*** Supplied records ***
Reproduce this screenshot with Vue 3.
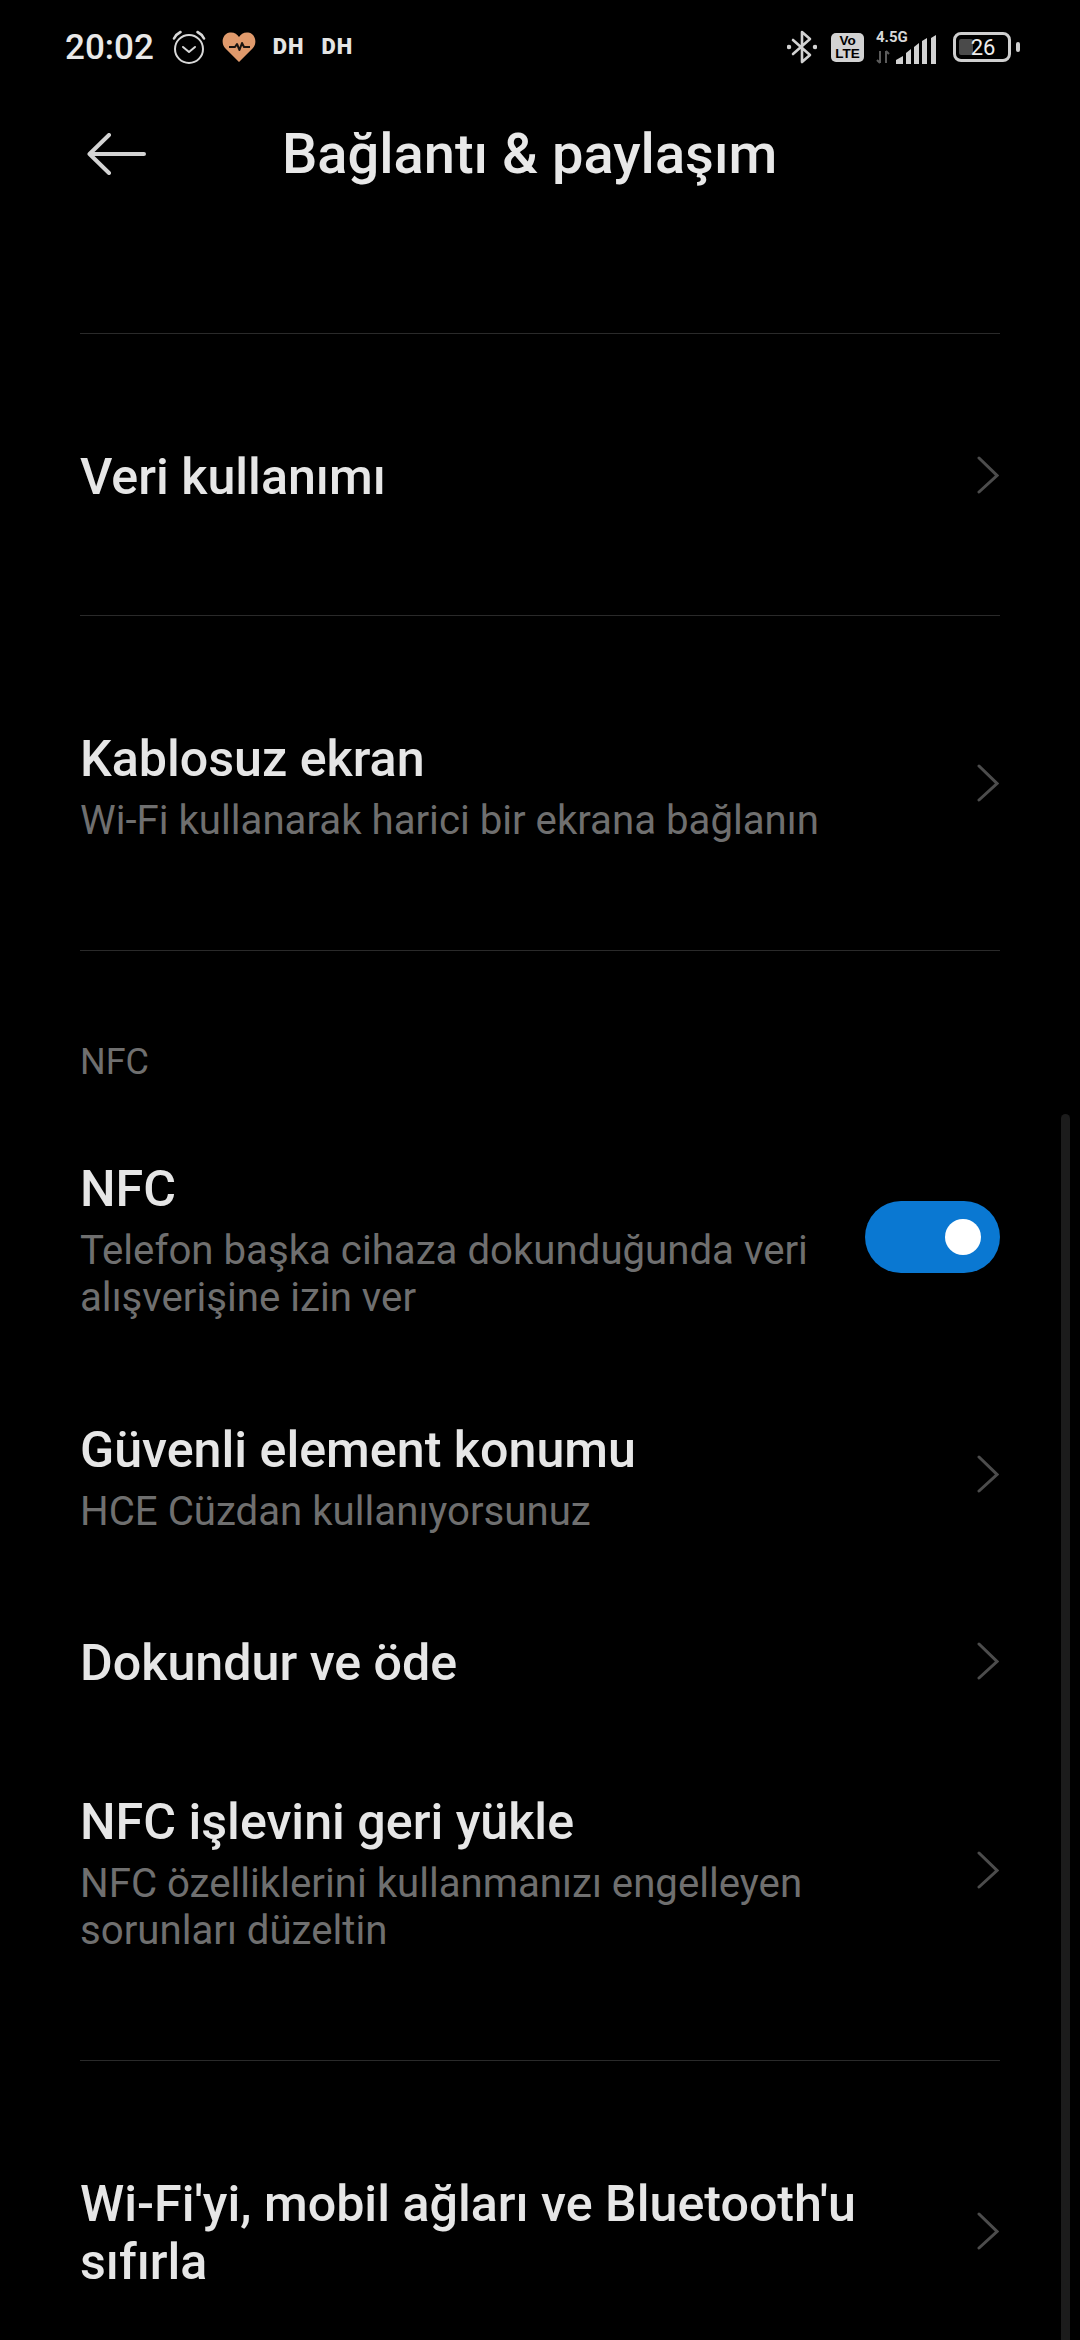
***
*** Supplied records ***
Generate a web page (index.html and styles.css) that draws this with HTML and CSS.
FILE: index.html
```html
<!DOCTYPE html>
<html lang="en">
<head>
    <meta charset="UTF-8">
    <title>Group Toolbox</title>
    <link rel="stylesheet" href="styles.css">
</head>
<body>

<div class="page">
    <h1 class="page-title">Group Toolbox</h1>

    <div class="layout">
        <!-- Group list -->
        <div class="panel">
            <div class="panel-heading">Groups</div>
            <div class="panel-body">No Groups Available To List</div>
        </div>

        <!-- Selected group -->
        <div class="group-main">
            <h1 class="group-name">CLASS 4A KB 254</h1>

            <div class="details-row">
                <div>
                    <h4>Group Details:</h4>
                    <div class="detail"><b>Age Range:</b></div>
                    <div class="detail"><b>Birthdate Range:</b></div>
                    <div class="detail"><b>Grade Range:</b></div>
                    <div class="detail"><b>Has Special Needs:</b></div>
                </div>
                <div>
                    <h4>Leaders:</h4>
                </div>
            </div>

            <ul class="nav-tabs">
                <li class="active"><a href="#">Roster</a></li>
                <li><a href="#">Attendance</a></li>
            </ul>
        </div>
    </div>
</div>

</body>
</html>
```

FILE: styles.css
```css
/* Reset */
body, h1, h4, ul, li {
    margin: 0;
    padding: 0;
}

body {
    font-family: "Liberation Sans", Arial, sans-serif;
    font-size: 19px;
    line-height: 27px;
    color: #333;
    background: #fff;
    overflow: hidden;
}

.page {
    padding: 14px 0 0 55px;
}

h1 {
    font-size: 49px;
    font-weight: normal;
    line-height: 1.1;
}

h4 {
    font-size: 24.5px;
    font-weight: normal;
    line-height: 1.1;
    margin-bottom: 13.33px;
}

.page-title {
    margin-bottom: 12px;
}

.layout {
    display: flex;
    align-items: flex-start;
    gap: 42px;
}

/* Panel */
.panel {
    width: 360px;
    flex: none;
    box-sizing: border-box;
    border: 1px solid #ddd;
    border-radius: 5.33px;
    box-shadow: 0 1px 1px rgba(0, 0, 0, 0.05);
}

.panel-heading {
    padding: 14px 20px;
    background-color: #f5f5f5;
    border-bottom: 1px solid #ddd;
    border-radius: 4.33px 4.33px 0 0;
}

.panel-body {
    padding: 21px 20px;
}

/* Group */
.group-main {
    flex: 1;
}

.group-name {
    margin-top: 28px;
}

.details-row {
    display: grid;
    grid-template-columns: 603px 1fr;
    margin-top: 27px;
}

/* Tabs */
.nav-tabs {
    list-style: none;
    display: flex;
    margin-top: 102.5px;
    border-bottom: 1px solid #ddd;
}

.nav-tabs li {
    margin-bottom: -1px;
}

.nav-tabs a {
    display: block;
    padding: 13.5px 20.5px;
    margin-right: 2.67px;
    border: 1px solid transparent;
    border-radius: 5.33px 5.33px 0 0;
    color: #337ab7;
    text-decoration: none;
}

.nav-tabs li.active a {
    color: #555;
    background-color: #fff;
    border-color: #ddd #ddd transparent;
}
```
***
*** Supplied records ***
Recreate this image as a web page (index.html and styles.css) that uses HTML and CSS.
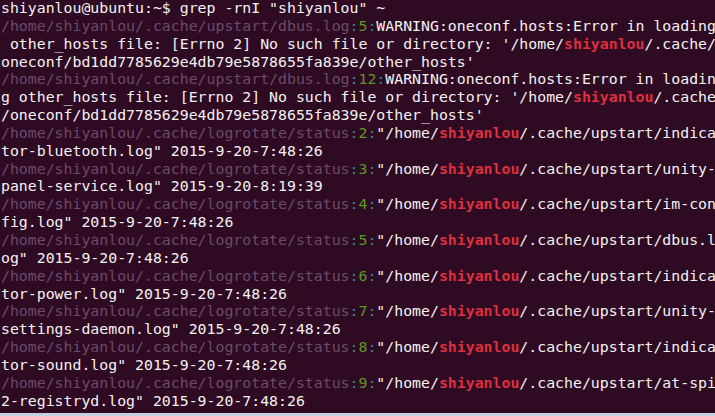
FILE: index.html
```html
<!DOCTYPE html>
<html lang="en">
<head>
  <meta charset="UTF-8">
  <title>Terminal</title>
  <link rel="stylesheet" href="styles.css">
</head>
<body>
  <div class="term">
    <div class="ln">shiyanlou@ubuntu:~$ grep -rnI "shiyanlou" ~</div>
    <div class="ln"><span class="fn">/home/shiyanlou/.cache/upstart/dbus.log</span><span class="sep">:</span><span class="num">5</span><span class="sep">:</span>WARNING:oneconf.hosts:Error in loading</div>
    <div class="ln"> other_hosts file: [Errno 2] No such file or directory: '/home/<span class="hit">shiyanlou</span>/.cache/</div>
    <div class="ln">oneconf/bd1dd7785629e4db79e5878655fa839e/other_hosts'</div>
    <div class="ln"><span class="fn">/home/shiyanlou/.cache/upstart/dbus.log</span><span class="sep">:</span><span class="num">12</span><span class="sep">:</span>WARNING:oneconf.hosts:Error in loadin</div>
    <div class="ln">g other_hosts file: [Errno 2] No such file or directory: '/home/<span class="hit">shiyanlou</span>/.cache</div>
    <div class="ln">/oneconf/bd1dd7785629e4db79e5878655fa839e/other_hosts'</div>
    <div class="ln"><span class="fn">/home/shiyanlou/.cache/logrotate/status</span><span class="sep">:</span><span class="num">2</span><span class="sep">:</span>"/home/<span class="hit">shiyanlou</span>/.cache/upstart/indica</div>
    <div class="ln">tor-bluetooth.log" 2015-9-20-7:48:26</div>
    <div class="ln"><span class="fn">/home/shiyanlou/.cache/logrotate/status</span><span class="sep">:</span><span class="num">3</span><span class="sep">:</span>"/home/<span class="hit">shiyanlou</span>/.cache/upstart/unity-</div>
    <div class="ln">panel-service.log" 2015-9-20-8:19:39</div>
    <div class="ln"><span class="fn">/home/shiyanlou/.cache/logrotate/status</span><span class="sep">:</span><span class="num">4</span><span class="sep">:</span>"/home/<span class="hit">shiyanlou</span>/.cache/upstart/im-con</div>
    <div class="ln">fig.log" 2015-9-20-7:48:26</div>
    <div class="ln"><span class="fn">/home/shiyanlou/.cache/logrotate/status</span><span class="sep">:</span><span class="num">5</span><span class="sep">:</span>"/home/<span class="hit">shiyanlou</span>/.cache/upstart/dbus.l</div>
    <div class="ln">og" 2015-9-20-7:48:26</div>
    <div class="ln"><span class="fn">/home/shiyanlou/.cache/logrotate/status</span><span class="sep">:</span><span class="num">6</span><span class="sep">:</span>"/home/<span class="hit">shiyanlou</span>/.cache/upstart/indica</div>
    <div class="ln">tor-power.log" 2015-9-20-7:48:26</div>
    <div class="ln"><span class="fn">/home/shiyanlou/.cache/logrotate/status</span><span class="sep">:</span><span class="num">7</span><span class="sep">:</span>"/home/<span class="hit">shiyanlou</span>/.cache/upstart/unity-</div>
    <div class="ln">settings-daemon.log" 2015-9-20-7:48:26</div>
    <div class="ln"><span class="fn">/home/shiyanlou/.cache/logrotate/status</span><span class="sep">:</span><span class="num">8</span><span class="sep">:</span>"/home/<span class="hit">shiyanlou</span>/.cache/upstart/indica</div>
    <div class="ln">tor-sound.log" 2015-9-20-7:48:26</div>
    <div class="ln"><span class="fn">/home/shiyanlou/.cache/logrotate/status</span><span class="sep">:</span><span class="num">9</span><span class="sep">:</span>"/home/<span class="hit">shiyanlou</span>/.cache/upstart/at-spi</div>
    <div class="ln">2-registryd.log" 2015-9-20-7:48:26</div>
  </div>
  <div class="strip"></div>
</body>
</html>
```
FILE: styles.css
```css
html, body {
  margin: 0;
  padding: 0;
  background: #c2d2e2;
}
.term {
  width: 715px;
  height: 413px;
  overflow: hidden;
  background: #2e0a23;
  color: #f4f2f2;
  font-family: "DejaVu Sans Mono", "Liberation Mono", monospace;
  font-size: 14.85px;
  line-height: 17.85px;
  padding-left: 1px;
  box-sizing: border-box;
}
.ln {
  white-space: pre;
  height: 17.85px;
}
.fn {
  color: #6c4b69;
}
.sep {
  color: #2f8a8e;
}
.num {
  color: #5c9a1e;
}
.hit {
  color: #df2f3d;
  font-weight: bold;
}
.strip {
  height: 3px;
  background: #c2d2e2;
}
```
***
Scan the records for the string "with". Copy each line in which it appears.

The response
Reproduce this screenshot with Vue 3.
Generate a web page (index.html and styles.css) that draws this with HTML and CSS.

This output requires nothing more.